Give the data below again exactly as it stands. Omit the pictures.
####
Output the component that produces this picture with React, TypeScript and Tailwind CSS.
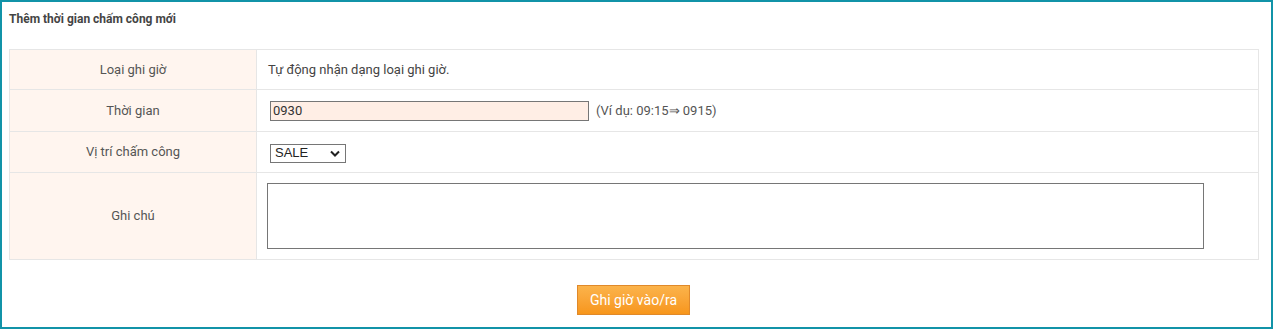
import React from 'react';

const font = { fontFamily: 'Roboto, "Noto Sans", sans-serif' };

const App: React.FC = () => {
  return (
    <div className="w-[1273px] h-[329px] border-2 border-[#1193a8] bg-white text-[13px] text-[#444]" style={font}>
      <div className="pl-[7px] pt-[10px] text-[12px] font-bold text-[#444] leading-[14px]">Thêm thời gian chấm công mới</div>
      <div className="ml-[7px] mt-[23px] w-[1250px] border border-[#e6e6e6]">
        <div className="grid grid-cols-[247px_1fr] h-[40px] border-b border-[#e6e6e6]">
          <div className="bg-[#fff5ef] border-r border-[#e6e6e6] flex items-center justify-center text-[#555]">Loại ghi giờ</div>
          <div className="flex items-center pl-[11px]">Tự động nhận dạng loại ghi giờ.</div>
        </div>
        <div className="grid grid-cols-[247px_1fr] h-[42px] border-b border-[#e6e6e6]">
          <div className="bg-[#fff5ef] border-r border-[#e6e6e6] flex items-center justify-center text-[#555]">Thời gian</div>
          <div className="flex items-center pl-[13px] gap-[7px]">
            <input defaultValue="0930" className="w-[319px] h-[20px] border border-[#767676] bg-[#ffeee5] px-[2px] text-[13px] text-[#333] outline-none" style={font} />
            <span className="text-[#555]">(Ví dụ: 09:15⇒ 0915)</span>
          </div>
        </div>
        <div className="grid grid-cols-[247px_1fr] h-[41px] border-b border-[#e6e6e6]">
          <div className="bg-[#fff5ef] border-r border-[#e6e6e6] flex items-center justify-center text-[#555]">Vị trí chấm công</div>
          <div className="flex items-center pl-[13px] pt-[2px]">
            <div className="w-[76px] h-[19px] border border-[#767676] bg-white flex items-center justify-between pl-[4px] pr-[5px] text-[13px] text-[#222]" style={{ fontFamily: '"Liberation Sans", Arial, sans-serif' }}>
              <span>SALE</span>
              <svg width="10" height="7" viewBox="0 0 10 7"><path d="M1 1.5 L5 5.5 L9 1.5" stroke="#222" strokeWidth="2" fill="none" /></svg>
            </div>
          </div>
        </div>
        <div className="grid grid-cols-[247px_1fr] h-[86px]">
          <div className="bg-[#fff5ef] border-r border-[#e6e6e6] flex items-center justify-center text-[#555]">Ghi chú</div>
          <div className="flex items-center pl-[10px]">
            <textarea className="w-[937px] h-[66px] border border-[#767676] bg-white resize-none outline-none" />
          </div>
        </div>
      </div>
      <div className="flex justify-center mt-[25px] pr-[6px]">
        <button className="w-[113px] h-[30px] border border-[#e0892a] bg-gradient-to-b from-[#fbb34a] to-[#f7961a] text-white text-[14px]" style={font}>Ghi giờ vào/ra</button>
      </div>
    </div>
  );
};

export default App;
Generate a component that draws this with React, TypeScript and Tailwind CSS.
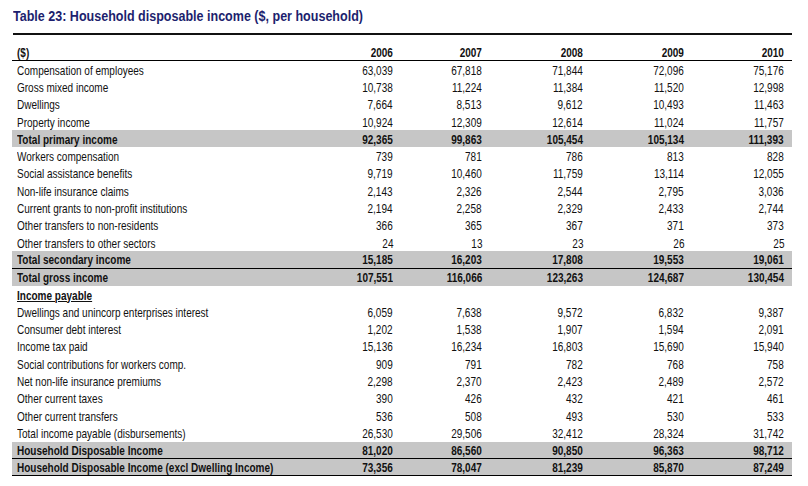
####
§ **Task result**
Output the component that produces this picture with React, TypeScript and Tailwind CSS.
import React from 'react';

const font = { fontFamily: 'Roboto, "Noto Sans", sans-serif' };

const App: React.FC = () => {
  return (
    <div className="w-[1273px] h-[329px] border-2 border-[#1193a8] bg-white text-[13px] text-[#444]" style={font}>
      <div className="pl-[7px] pt-[10px] text-[12px] font-bold text-[#444] leading-[14px]">Thêm thời gian chấm công mới</div>
      <div className="ml-[7px] mt-[23px] w-[1250px] border border-[#e6e6e6]">
        <div className="grid grid-cols-[247px_1fr] h-[40px] border-b border-[#e6e6e6]">
          <div className="bg-[#fff5ef] border-r border-[#e6e6e6] flex items-center justify-center text-[#555]">Loại ghi giờ</div>
          <div className="flex items-center pl-[11px]">Tự động nhận dạng loại ghi giờ.</div>
        </div>
        <div className="grid grid-cols-[247px_1fr] h-[42px] border-b border-[#e6e6e6]">
          <div className="bg-[#fff5ef] border-r border-[#e6e6e6] flex items-center justify-center text-[#555]">Thời gian</div>
          <div className="flex items-center pl-[13px] gap-[7px]">
            <input defaultValue="0930" className="w-[319px] h-[20px] border border-[#767676] bg-[#ffeee5] px-[2px] text-[13px] text-[#333] outline-none" style={font} />
            <span className="text-[#555]">(Ví dụ: 09:15⇒ 0915)</span>
          </div>
        </div>
        <div className="grid grid-cols-[247px_1fr] h-[41px] border-b border-[#e6e6e6]">
          <div className="bg-[#fff5ef] border-r border-[#e6e6e6] flex items-center justify-center text-[#555]">Vị trí chấm công</div>
          <div className="flex items-center pl-[13px] pt-[2px]">
            <div className="w-[76px] h-[19px] border border-[#767676] bg-white flex items-center justify-between pl-[4px] pr-[5px] text-[13px] text-[#222]" style={{ fontFamily: '"Liberation Sans", Arial, sans-serif' }}>
              <span>SALE</span>
              <svg width="10" height="7" viewBox="0 0 10 7"><path d="M1 1.5 L5 5.5 L9 1.5" stroke="#222" strokeWidth="2" fill="none" /></svg>
            </div>
          </div>
        </div>
        <div className="grid grid-cols-[247px_1fr] h-[86px]">
          <div className="bg-[#fff5ef] border-r border-[#e6e6e6] flex items-center justify-center text-[#555]">Ghi chú</div>
          <div className="flex items-center pl-[10px]">
            <textarea className="w-[937px] h-[66px] border border-[#767676] bg-white resize-none outline-none" />
          </div>
        </div>
      </div>
      <div className="flex justify-center mt-[25px] pr-[6px]">
        <button className="w-[113px] h-[30px] border border-[#e0892a] bg-gradient-to-b from-[#fbb34a] to-[#f7961a] text-white text-[14px]" style={font}>Ghi giờ vào/ra</button>
      </div>
    </div>
  );
};

export default App;
Generate a component that draws this with React, TypeScript and Tailwind CSS.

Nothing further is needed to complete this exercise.